Ayrıca, İsa’nın, kâhinliğini devralacak herhangi bir soyu veya halefi yoktu. Bu açıdan da o “nesepsiz” idi. Kendisi yardımsever bir öğretmen olarak kâhinlik hizmetine ebediyen devam edecektir. Pavlus bu daimi hizmete değinerek şöyle dedi:
“[İsa] ebediyen baki olduğundan, değişmez kâhinliği vardır. Ve bundan dolayı kendi vasıtası ile Allaha yaklaşanları tamamen kurtarmağa kadirdir, çünkü onlar için şefaat etmek üzre daima yaşamaktadır.”—İbraniler 7:24, 25.
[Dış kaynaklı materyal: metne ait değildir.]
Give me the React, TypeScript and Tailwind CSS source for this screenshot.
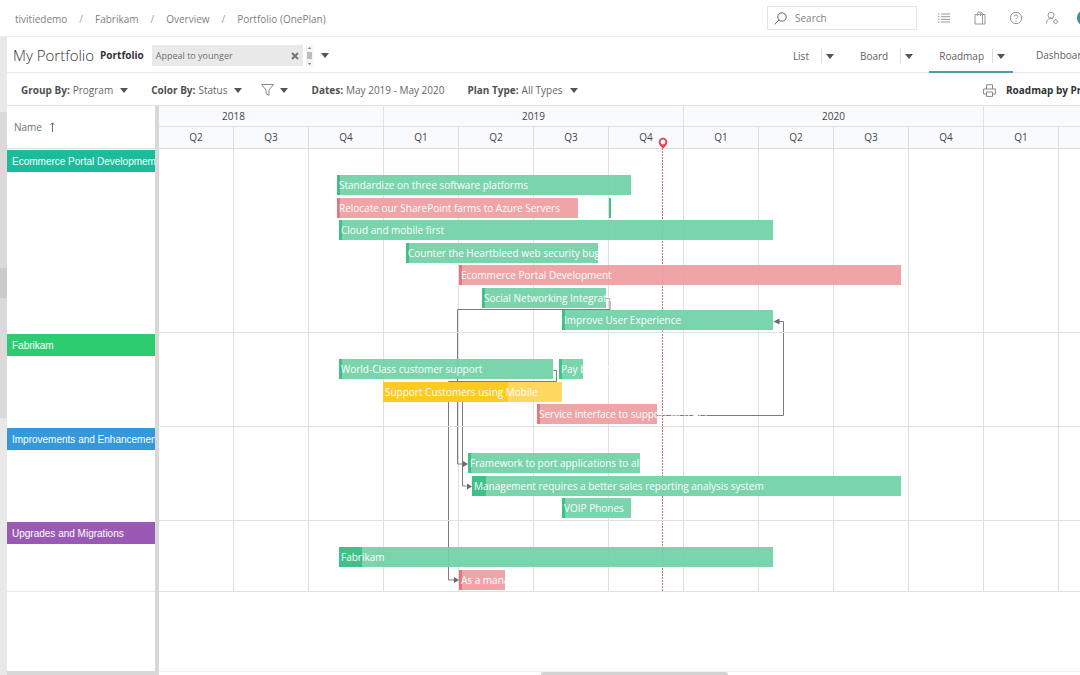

Pavlus’un İbraniler 7:3’teki sözleri ile ilgili bu müzakeremiz, zihnimizin bir köşesinde biriktirip sakladığımız bir bilgi parçasından öteye geçmelidir. Bu müzakere, Yehova’nın, günahların ebediyen bağışlanması için yaptığı sevgi dolu tedariğe ve devamlı şekilde yardım ve rehberlik almamız için yaptığı düzenlemelere karşı takdirimizi kuvvetlendirmelidir.